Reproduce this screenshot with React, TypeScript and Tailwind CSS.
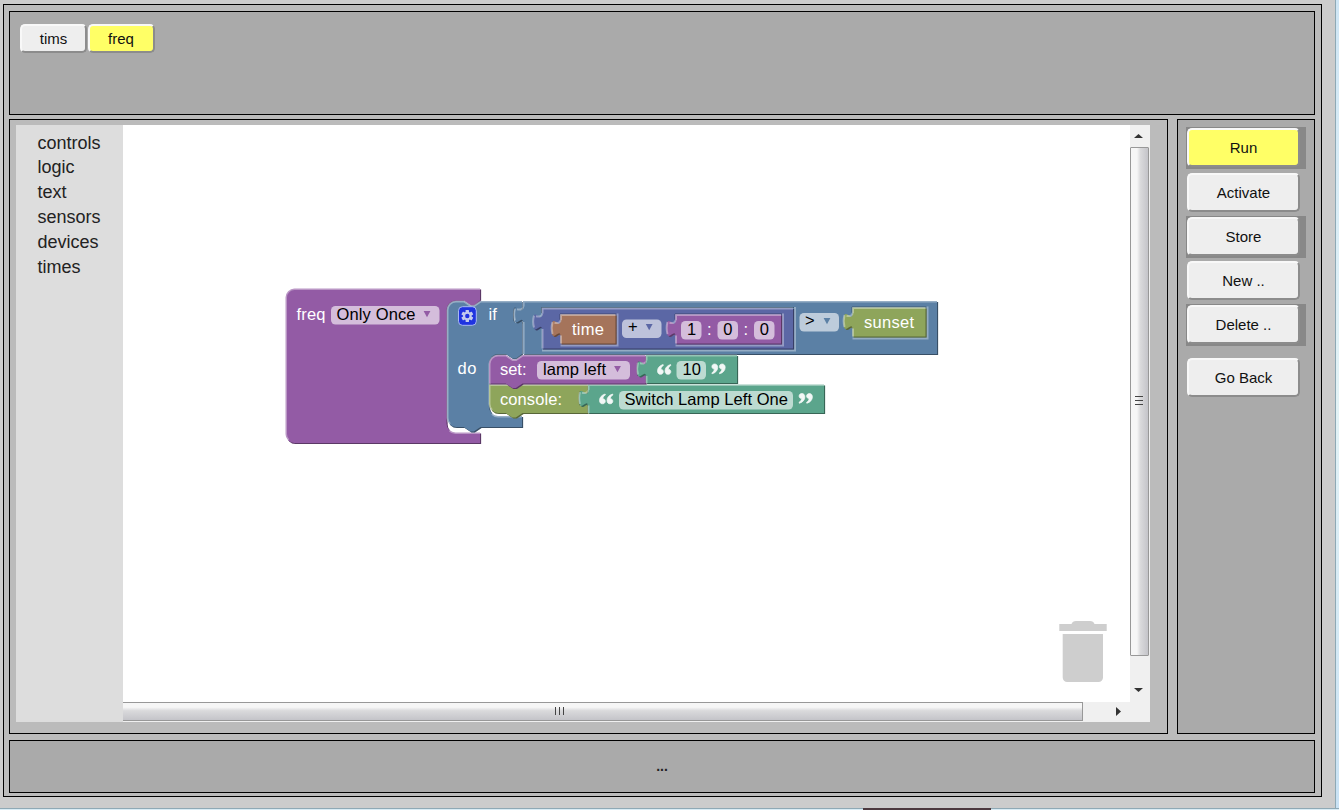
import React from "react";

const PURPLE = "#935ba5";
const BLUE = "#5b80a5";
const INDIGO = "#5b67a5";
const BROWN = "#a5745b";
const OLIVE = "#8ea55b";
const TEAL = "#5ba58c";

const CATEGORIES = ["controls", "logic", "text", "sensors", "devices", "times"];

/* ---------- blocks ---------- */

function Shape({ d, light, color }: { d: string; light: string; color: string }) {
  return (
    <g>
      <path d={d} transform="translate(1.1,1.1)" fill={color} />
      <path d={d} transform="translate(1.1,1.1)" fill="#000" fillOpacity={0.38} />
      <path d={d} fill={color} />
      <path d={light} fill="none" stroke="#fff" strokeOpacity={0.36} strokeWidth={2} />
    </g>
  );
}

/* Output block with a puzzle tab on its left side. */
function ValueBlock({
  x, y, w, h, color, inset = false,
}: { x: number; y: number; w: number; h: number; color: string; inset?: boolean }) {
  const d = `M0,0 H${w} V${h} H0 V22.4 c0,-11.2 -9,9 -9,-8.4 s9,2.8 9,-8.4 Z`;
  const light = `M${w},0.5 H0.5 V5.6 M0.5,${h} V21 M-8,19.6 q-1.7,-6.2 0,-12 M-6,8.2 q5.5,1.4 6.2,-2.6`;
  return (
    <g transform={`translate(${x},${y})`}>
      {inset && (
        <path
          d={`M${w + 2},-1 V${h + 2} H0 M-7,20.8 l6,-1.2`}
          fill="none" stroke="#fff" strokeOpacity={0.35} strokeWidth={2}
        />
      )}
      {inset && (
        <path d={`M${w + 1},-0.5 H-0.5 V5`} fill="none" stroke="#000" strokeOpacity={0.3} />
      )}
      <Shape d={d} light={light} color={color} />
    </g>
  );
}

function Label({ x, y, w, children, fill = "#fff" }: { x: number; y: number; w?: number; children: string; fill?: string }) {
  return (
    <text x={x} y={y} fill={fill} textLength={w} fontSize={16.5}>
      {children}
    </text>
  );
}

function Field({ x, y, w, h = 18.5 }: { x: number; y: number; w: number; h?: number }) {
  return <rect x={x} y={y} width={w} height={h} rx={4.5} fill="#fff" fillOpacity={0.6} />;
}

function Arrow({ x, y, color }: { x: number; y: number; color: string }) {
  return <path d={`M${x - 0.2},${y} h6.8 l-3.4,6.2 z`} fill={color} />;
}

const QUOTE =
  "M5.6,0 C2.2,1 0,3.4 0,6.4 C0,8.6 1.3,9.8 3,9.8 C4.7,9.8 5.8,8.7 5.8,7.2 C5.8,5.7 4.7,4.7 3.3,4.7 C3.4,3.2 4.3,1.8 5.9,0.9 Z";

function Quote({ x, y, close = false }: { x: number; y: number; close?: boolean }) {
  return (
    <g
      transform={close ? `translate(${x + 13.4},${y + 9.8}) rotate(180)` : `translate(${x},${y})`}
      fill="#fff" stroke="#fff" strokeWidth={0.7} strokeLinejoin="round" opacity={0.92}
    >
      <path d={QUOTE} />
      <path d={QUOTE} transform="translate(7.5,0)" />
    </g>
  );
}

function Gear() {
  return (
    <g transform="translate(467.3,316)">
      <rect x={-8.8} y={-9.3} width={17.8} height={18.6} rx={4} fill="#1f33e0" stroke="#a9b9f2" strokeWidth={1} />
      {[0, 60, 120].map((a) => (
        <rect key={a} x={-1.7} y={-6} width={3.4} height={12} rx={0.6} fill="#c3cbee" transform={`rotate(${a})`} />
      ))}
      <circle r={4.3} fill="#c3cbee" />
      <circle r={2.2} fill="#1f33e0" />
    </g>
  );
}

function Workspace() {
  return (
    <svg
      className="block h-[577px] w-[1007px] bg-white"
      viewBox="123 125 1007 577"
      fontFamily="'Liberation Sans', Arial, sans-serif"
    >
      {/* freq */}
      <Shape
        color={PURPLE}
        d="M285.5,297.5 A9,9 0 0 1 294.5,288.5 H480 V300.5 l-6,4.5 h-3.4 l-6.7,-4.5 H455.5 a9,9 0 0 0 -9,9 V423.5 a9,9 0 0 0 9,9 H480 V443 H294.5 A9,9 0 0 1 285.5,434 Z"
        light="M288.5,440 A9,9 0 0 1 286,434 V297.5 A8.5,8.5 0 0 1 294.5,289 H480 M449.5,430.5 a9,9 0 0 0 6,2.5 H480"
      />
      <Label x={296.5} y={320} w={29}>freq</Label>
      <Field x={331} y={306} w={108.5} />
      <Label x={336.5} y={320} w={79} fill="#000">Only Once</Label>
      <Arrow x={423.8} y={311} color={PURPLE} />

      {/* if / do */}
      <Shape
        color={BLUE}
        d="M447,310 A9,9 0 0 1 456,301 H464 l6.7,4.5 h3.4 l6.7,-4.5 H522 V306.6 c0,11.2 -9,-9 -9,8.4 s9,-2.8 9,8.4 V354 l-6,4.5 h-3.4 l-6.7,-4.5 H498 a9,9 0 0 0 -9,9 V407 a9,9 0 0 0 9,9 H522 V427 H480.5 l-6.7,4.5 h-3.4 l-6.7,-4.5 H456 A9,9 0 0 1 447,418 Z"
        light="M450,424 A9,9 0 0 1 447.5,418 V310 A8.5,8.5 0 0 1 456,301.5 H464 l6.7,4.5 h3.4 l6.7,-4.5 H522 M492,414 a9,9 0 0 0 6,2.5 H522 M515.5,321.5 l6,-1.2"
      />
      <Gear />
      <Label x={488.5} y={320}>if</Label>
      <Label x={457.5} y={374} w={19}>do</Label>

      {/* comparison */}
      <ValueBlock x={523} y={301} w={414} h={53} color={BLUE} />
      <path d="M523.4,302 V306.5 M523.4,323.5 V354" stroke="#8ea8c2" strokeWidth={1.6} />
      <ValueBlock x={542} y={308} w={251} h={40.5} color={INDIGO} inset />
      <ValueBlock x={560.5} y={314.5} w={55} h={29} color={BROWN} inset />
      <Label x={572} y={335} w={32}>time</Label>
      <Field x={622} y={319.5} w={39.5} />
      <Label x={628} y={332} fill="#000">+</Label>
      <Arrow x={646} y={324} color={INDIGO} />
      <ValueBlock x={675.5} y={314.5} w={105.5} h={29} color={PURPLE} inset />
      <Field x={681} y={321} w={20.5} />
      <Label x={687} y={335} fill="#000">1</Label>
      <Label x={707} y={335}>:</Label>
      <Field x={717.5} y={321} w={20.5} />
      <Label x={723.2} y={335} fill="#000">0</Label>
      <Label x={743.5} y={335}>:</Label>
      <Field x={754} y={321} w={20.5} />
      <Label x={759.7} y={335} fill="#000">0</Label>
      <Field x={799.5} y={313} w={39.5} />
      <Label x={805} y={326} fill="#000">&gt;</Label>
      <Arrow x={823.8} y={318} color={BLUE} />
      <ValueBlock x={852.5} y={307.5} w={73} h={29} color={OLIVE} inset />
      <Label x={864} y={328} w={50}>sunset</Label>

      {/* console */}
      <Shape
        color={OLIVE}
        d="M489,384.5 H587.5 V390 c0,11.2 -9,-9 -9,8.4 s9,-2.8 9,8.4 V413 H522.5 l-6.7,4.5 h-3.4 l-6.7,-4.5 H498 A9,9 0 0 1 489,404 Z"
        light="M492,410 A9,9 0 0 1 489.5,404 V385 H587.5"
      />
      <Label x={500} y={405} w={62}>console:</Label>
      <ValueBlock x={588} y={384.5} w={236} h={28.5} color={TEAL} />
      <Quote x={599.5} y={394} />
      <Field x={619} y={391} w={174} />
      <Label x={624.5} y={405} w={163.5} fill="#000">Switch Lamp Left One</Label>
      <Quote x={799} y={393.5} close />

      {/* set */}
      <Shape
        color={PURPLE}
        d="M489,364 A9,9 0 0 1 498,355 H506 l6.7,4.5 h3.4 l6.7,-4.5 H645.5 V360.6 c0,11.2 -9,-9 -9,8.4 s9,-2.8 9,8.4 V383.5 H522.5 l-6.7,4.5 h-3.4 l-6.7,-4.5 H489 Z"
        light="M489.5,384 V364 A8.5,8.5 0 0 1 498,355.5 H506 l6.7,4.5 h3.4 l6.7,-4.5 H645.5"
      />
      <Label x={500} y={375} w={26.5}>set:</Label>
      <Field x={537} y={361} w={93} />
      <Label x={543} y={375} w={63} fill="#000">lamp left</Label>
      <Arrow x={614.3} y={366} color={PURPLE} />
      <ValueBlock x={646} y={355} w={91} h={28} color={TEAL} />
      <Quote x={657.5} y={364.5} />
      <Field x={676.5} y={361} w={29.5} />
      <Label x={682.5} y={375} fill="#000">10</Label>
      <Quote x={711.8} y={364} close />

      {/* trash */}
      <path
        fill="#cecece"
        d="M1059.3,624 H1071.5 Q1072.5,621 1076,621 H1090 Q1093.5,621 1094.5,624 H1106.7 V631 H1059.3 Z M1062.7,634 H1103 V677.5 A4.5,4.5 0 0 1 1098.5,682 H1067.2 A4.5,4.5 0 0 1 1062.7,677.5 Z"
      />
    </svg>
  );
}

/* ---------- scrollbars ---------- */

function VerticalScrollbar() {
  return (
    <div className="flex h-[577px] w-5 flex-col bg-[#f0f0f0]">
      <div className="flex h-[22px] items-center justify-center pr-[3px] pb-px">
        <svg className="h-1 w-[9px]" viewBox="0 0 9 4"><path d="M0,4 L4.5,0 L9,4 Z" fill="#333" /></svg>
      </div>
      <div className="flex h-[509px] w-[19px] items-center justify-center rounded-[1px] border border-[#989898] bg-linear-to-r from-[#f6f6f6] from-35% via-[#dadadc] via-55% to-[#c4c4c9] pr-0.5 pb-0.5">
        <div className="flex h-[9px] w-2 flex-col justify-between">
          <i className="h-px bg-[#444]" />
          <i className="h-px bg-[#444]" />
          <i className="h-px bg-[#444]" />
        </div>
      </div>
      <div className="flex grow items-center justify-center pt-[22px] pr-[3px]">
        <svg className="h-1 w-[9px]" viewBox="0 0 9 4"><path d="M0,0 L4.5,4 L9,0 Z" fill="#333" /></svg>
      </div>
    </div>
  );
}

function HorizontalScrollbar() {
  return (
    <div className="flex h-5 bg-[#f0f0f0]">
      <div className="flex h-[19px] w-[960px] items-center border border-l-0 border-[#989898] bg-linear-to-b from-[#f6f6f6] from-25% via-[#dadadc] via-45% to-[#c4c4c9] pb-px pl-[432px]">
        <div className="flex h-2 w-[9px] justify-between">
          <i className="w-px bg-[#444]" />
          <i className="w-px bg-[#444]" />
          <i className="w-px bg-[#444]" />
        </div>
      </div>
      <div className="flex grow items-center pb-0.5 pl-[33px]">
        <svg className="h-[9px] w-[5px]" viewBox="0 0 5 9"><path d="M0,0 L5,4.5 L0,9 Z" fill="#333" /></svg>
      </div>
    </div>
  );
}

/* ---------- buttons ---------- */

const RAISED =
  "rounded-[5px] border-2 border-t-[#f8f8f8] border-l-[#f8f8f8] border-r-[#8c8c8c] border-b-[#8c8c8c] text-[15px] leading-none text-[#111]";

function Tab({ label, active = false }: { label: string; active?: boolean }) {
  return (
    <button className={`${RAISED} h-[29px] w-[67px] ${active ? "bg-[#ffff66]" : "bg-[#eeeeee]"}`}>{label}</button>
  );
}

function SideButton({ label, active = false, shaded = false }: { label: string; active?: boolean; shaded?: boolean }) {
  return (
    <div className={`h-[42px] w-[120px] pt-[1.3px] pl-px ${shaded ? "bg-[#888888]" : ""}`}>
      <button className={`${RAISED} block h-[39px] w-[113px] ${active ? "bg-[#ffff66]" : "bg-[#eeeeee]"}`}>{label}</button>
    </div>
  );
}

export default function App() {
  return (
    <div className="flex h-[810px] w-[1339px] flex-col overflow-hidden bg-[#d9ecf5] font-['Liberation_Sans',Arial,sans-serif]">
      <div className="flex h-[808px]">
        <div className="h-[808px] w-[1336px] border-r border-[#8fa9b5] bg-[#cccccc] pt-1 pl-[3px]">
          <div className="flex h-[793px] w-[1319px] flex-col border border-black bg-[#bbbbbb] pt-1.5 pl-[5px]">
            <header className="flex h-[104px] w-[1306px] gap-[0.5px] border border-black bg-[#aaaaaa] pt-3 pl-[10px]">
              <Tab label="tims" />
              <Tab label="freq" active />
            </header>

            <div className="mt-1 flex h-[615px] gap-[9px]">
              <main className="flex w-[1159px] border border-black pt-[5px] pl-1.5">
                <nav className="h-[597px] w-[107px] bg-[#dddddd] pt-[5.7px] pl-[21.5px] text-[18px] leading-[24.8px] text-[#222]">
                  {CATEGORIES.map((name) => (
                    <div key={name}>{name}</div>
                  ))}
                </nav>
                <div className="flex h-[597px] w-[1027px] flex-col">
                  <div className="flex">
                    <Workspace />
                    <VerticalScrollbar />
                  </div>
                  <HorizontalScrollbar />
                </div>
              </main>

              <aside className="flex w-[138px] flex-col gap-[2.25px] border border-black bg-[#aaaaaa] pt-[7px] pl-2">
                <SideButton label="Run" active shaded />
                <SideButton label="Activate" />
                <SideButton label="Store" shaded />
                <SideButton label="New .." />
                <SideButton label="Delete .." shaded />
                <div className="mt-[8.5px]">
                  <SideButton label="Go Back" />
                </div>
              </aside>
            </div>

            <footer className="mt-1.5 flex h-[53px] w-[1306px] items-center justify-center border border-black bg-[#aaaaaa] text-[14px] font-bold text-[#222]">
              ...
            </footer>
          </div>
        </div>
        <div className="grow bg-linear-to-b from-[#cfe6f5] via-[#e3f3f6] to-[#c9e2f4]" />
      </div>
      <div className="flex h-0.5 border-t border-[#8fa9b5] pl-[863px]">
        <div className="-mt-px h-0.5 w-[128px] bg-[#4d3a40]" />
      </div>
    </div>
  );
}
---
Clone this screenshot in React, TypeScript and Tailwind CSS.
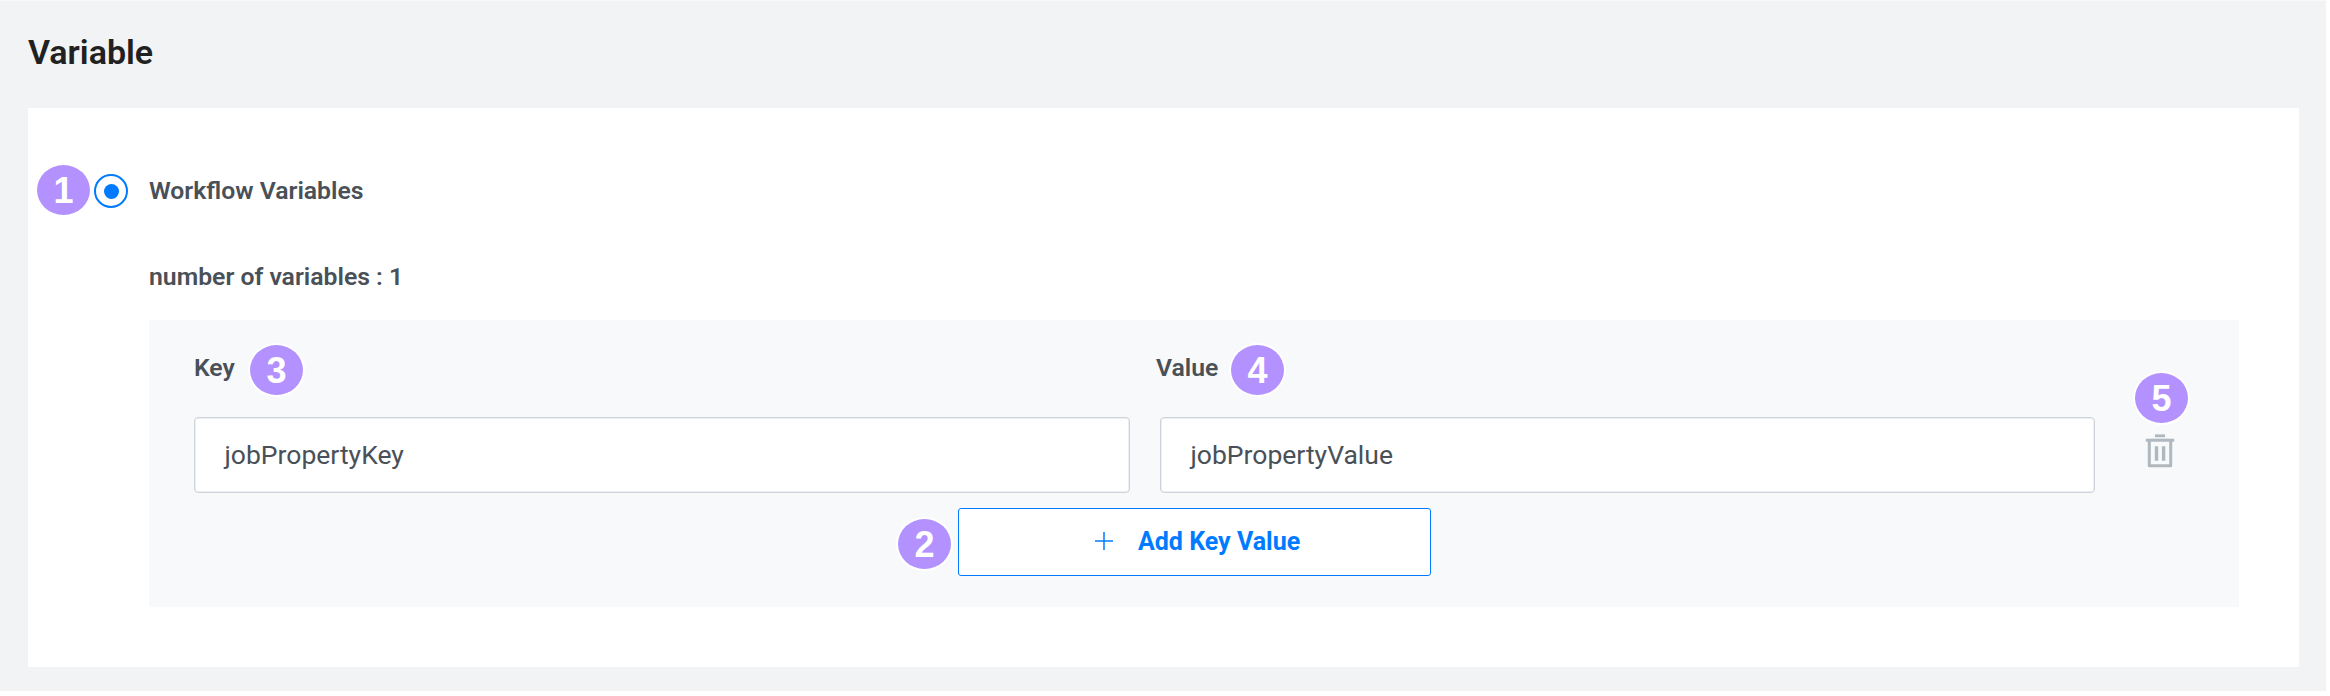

§ Instructions for the task
Copy exactly, and copy only, the lines from the one with "Reproduce this screenshot" to the one with "blocks ---------- */", ends included. Pictures are not part of the copy.

§ Task output
Reproduce this screenshot with React, TypeScript and Tailwind CSS.
import React from "react";

const PURPLE = "#935ba5";
const BLUE = "#5b80a5";
const INDIGO = "#5b67a5";
const BROWN = "#a5745b";
const OLIVE = "#8ea55b";
const TEAL = "#5ba58c";

const CATEGORIES = ["controls", "logic", "text", "sensors", "devices", "times"];

/* ---------- blocks ---------- */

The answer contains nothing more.